- [Exercise]: Where a line contains the word "index", copy that line.

**** The records

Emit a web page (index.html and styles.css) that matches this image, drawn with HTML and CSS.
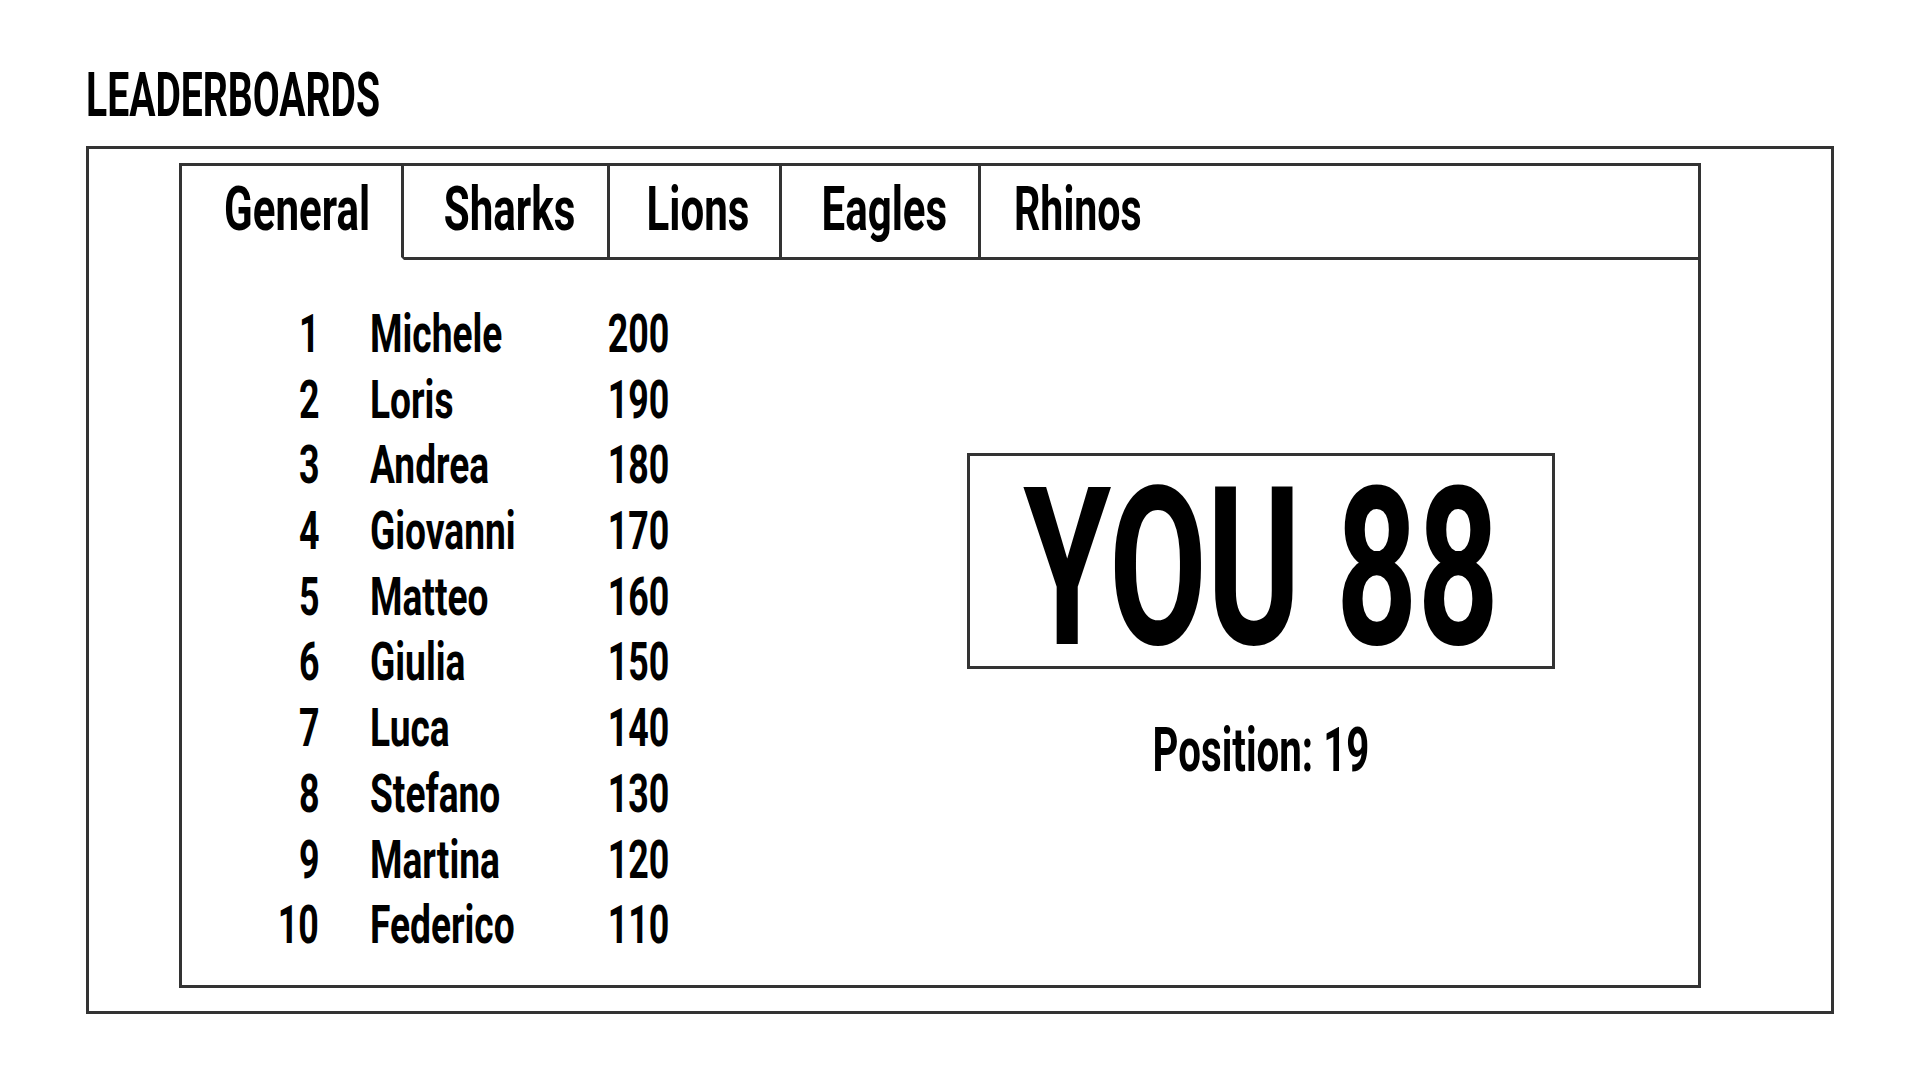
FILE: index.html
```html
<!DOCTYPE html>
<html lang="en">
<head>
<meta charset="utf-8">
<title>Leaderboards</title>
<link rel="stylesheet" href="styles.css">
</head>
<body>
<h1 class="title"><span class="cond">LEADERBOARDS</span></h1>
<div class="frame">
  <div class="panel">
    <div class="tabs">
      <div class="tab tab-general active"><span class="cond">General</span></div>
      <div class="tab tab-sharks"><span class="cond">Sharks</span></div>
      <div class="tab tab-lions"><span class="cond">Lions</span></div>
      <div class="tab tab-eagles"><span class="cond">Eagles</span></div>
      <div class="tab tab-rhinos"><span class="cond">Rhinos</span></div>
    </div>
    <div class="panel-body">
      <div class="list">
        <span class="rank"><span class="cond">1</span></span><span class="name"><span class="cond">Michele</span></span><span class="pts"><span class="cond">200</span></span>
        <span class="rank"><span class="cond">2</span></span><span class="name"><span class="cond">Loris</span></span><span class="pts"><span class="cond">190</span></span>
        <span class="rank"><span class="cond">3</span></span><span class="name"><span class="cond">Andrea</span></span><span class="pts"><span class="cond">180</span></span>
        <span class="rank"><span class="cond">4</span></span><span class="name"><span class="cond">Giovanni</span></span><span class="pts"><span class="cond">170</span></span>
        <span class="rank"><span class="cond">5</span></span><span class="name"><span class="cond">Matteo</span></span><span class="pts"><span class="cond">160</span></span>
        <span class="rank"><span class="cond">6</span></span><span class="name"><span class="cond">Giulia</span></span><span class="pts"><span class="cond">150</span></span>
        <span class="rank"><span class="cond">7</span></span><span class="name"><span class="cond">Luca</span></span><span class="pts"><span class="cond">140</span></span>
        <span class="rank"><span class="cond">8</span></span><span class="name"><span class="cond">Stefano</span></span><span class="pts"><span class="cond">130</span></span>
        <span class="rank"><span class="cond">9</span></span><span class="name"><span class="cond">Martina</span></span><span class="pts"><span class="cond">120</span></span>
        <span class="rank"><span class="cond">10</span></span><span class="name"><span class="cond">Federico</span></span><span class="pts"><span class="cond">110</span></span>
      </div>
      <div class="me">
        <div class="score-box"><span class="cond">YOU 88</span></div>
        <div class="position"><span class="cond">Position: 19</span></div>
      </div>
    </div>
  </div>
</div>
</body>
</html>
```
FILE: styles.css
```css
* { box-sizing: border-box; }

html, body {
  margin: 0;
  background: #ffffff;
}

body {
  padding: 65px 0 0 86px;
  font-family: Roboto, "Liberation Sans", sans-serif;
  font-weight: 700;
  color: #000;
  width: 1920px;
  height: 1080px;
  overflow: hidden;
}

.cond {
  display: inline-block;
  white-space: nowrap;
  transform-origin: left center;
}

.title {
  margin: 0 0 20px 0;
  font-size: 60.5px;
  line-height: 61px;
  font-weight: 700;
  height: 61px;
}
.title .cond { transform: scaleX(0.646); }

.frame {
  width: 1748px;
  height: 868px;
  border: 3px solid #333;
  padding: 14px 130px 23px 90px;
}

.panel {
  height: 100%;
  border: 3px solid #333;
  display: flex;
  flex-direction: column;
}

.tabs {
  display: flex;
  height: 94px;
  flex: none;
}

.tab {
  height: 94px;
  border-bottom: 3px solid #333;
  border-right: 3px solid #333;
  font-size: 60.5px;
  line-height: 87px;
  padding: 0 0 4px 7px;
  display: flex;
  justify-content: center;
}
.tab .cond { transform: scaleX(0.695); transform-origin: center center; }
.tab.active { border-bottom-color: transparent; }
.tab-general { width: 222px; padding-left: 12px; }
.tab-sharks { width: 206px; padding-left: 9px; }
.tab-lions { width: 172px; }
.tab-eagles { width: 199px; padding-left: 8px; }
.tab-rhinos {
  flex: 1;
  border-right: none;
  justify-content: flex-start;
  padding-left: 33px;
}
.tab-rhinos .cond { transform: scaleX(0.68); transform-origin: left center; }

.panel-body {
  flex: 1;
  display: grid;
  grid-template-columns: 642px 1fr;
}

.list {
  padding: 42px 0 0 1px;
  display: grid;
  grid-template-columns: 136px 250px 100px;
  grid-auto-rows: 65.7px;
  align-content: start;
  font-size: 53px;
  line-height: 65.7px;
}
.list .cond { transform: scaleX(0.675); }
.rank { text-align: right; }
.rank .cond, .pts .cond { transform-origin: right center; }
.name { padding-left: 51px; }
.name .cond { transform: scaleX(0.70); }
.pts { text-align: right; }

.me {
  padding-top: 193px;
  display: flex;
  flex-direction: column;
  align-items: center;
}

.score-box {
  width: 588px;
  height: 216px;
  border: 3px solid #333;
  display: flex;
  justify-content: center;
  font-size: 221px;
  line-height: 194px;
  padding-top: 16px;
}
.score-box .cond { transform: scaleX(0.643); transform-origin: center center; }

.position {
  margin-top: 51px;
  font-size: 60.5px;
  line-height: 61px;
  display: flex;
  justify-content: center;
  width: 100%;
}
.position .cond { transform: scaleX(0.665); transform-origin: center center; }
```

********
**** The records

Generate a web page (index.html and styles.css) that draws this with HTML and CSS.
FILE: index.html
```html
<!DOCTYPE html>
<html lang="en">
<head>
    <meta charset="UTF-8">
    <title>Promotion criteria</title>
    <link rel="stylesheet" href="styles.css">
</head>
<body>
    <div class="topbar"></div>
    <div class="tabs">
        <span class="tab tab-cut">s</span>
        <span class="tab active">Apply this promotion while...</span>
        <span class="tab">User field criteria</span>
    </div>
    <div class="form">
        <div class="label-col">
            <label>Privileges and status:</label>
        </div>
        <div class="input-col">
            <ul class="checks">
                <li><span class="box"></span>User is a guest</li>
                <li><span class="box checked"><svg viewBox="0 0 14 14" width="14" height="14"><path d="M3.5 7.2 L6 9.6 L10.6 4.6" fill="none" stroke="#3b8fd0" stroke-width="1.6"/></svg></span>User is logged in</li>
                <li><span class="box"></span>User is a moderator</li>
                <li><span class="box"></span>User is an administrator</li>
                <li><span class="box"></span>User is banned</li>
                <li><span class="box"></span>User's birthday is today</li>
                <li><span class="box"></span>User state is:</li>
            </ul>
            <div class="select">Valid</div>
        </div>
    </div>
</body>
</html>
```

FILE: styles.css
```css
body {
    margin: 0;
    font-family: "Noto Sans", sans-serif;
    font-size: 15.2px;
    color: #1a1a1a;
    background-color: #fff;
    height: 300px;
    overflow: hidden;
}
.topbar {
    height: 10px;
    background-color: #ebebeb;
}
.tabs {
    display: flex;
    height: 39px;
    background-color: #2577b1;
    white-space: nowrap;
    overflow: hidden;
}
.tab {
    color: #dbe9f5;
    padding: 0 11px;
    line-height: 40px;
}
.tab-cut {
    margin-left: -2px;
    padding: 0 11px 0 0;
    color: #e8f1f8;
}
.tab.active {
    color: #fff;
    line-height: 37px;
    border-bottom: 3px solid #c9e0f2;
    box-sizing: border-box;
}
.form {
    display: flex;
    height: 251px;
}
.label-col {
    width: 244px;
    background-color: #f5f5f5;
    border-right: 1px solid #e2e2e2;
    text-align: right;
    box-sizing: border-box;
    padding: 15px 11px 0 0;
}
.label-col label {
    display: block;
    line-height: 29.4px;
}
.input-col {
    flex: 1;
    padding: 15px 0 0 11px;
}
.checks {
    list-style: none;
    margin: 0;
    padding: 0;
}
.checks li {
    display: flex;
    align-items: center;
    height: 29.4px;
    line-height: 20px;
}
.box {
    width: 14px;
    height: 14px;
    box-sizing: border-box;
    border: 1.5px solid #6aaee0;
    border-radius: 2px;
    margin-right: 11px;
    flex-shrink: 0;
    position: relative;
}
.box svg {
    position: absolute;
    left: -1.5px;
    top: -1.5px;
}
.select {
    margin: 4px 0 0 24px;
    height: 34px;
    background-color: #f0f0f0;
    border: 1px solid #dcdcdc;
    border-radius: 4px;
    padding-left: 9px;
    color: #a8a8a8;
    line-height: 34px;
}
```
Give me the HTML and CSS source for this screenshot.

********

- [Output for this task]:
Emit a web page (index.html and styles.css) that matches this image, drawn with HTML and CSS.
FILE: index.html
Generate a web page (index.html and styles.css) that draws this with HTML and CSS.
FILE: index.html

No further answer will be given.